Paper long abstract:
The Tana Bhagat movement, as the colonial archive suggests, began in 1914, almost a hundred years ago. Even today, the Tanas, as a political community, continue with their struggles in the Ranchi, Hazaribagh and Palamau districts of Jharkand. Fractured into small groups and sharing different sets of grievances, they legitimise their demands and claim redress from the Indian state on the basis of a history that they chalk out for themselves. But this construction of the past is often different from that provided in official correspondence, ethnographic reports, anthropological accounts and missionary writings, 'sources' crucial for the historian's construction of Tana pasts.

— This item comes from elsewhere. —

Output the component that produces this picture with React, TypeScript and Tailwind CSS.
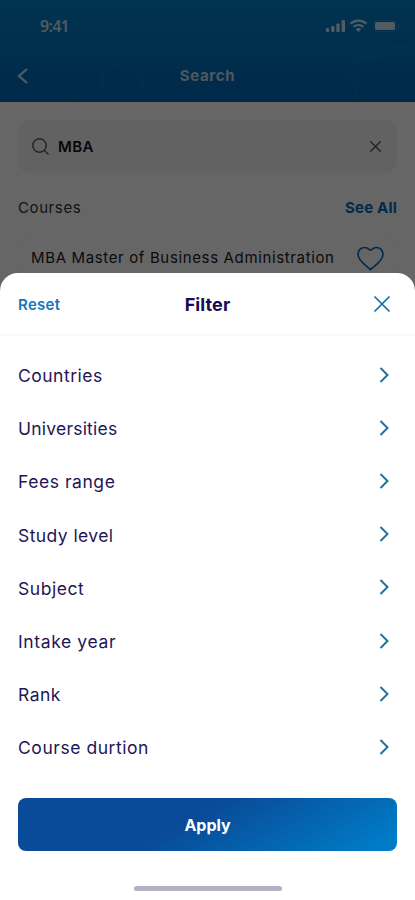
const FILTERS = [
  { label: "Countries", tracking: "tracking-[0.5px]" },
  { label: "Universities", tracking: "tracking-[0.22px]" },
  { label: "Fees range", tracking: "tracking-[0.55px]" },
  { label: "Study level", tracking: "tracking-[0.42px]" },
  { label: "Subject", tracking: "tracking-[0.55px]" },
  { label: "Intake year", tracking: "tracking-[0.62px]" },
  { label: "Rank", tracking: "tracking-[0.5px]" },
  { label: "Course durtion", tracking: "tracking-[0.55px]" },
];

function StatusBar() {
  return (
    <div className="flex h-[52px] items-center justify-between pl-10 pr-[15px] text-white/80">
      <span className="font-['Open_Sans',sans-serif] text-[16px] leading-5 font-semibold tracking-[-0.7px]">9:41</span>
      <svg width="75" height="16" viewBox="0 0 75 16" fill="currentColor">
        <rect x="1" y="10" width="3" height="4" rx="0.8" />
        <rect x="6.2" y="8" width="3.2" height="6" rx="0.8" />
        <rect x="11.4" y="5.5" width="3.2" height="8.500" rx="0.8" />
        <rect x="16.600" y="2" width="3.400" height="12" rx="0.8" />
        <path d="M25.500 5.600a12 12 0 0 1 16 0" fill="none" stroke="currentColor" strokeWidth="2.200" />
        <path d="M28.500 8.800a7.700 7.700 0 0 1 10 0" fill="none" stroke="currentColor" strokeWidth="2" />
        <path d="M30.800 11a4.500 4.500 0 0 1 5.400 0l-2.700 3z" />
        <rect x="48.500" y="2.500" width="23.500" height="11" rx="3" fill="none" stroke="currentColor" strokeOpacity="0.15" />
        <rect x="50" y="4" width="20" height="8" rx="1.500" />
        <path d="M73 6v4q1.500-.5 1.500-2T73 6z" opacity="0.25" />
      </svg>
    </div>
  );
}

function Header() {
  return (
    <header className="relative h-[102px] bg-linear-to-b from-[#0080c8] to-[#0068b8]">
      <svg className="absolute inset-0" width="415" height="102" viewBox="0 0 415 102" fill="none" stroke="#fff" strokeOpacity="0.07">
        <path d="M75 99q10-8 25-4 5-8 2-18 1-8 9-8l3-5 6 6q13-5 20 3 6 9 0 22" />
        <path d="M415 51q-14-10-27 0-6 7-14 8-17-4-21 5-4 10 2 20 5 6-1 14M364 91q10 7 18 1" />
      </svg>
      <StatusBar />
      <div className="grid h-12 grid-cols-[1fr_auto_1fr] items-center px-4">
        <svg width="14" height="18" viewBox="0 0 14 18" fill="none" stroke="#fff" strokeOpacity="0.8" strokeWidth="2.300">
          <path d="M11 2 3 9l8 7" />
        </svg>
        <h1 className="text-[15px] font-bold tracking-[0.65px] text-white/75">Search</h1>
      </div>
    </header>
  );
}

function CloseIcon({ size, width }: { size: number; width: number }) {
  return (
    <svg width={size} height={size} viewBox="0 0 16 16" fill="none" stroke="currentColor" strokeWidth={width} strokeLinecap="round">
      <path d="m1 1 14 14M15 1 1 15" />
    </svg>
  );
}

function SearchPage() {
  return (
    <div>
      <Header />
      <main className="px-[18px] pt-[18px]">
        <div className="flex h-[53px] items-center rounded-xl bg-[#f5f5f5] pl-[14px] pr-4">
          <svg width="18" height="18" viewBox="0 0 18 18" fill="none" stroke="#58616c" strokeWidth="1.500">
            <circle cx="7.500" cy="7.500" r="6.700" />
            <path d="m12.500 12.500 4 4" />
          </svg>
          <span className="ml-2 flex-1 pt-px text-[15px] font-semibold tracking-[0.4px] text-[#101020]">MBA</span>
          <span className="text-[#505660]"><CloseIcon size={11} width={2} /></span>
        </div>
        <div className="mt-[23px] flex h-6 items-center justify-between">
          <h2 className="text-[15px] tracking-[0.6px] text-[#303038]">Courses</h2>
          <span className="text-[15px] font-bold tracking-[0.2px] text-[#0868b8]">See All</span>
        </div>
        <div className="mt-[15px] flex h-[46px] items-center rounded-xl border border-[#fafafa] pl-3 pr-3">
          <span className="flex-1 text-[15px] tracking-[0.64px] whitespace-nowrap text-[#202026]">
            MBA Master of Business Administration
          </span>
          <svg width="27" height="25" viewBox="0 0 28 26" fill="none" stroke="#0868b8" strokeWidth="1.700">
            <path d="M14 24.500C10 20.500 1 15.500 1 8.500 1 4.500 4 1.500 7.800 1.500q2.700 0 5 2.200 1.200.8 2.400 0 2.300-2.200 5-2.200C24 1.500 27 4.500 27 8.500c0 7-9 12-13 16z" />
          </svg>
        </div>
      </main>
    </div>
  );
}

function FilterSheet() {
  return (
    <section className="absolute inset-x-0 bottom-0 flex h-[627px] flex-col rounded-t-[18px] bg-white">
      <div className="grid h-[63px] grid-cols-[1fr_auto_1fr] items-center border-b-2 border-[#f9f9fa] px-[18px]">
        <button className="pt-[3px] text-left text-[15px] font-semibold tracking-[0.3px] text-[#1976be]">Reset</button>
        <h2 className="pt-px text-[18px] font-bold tracking-[0.1px] text-[#160b55]">Filter</h2>
        <button className="justify-self-end pt-px pr-[7px] text-[#126fa5]"><CloseIcon size={16} width={1.7} /></button>
      </div>
      <ul className="flex flex-col pt-3">
        {FILTERS.map(({ label, tracking }) => (
          <li key={label} className="flex h-[53.2px] items-center justify-between pl-[18px] pr-[25px]">
            <span className={`pt-[3px] text-[17.5px] text-[#1f1656] ${tracking}`}>{label}</span>
            <svg width="11" height="18" viewBox="0 0 11 18" fill="none" stroke="#22719d" strokeWidth="2">
              <path d="m1.500 2 7 7-7 7" />
            </svg>
          </li>
        ))}
      </ul>
      <button className="mx-[18px] mt-[24px] h-[53px] shrink-0 rounded-lg bg-[linear-gradient(150deg,#094b98_0%,#094b98_45%,#007cc7_95%)] pt-px text-[16px] font-bold text-white">
        Apply
      </button>
      <div className="mx-auto mt-[35px] h-[5px] w-[148px] rounded-full bg-[#b4b1c5]" />
    </section>
  );
}

export default function App() {
  return (
    <div className="relative h-[900px] w-[415px] overflow-hidden bg-white font-['Inter',sans-serif]">
      <SearchPage />
      <div className="absolute inset-0 bg-black/60" />
      <FilterSheet />
    </div>
  );
}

Drawing as they do on the memories of events passed down generations, but carefully reordering these in conjunction with events relevant today, the Tana Bhagats narrate their history at ritual gatherings, and record it in pamphlets that they distribute during demonstrations on the streets of Ranchi, in petitions that they submit to government officials and politicians. These references to the past, I would like to argue, though not always mutually exclusive, are at times historically framed, at times carefully crafted, at times consciously evocative. Drawing upon Tana pamphlets and petitions, testimonies in courts during legal battles, and my own ethnographic experiences, this paper would analyse the different renditions of the Tana past in order to make sense of how histories and memories of adivasi movements are reworked in post-colonial times.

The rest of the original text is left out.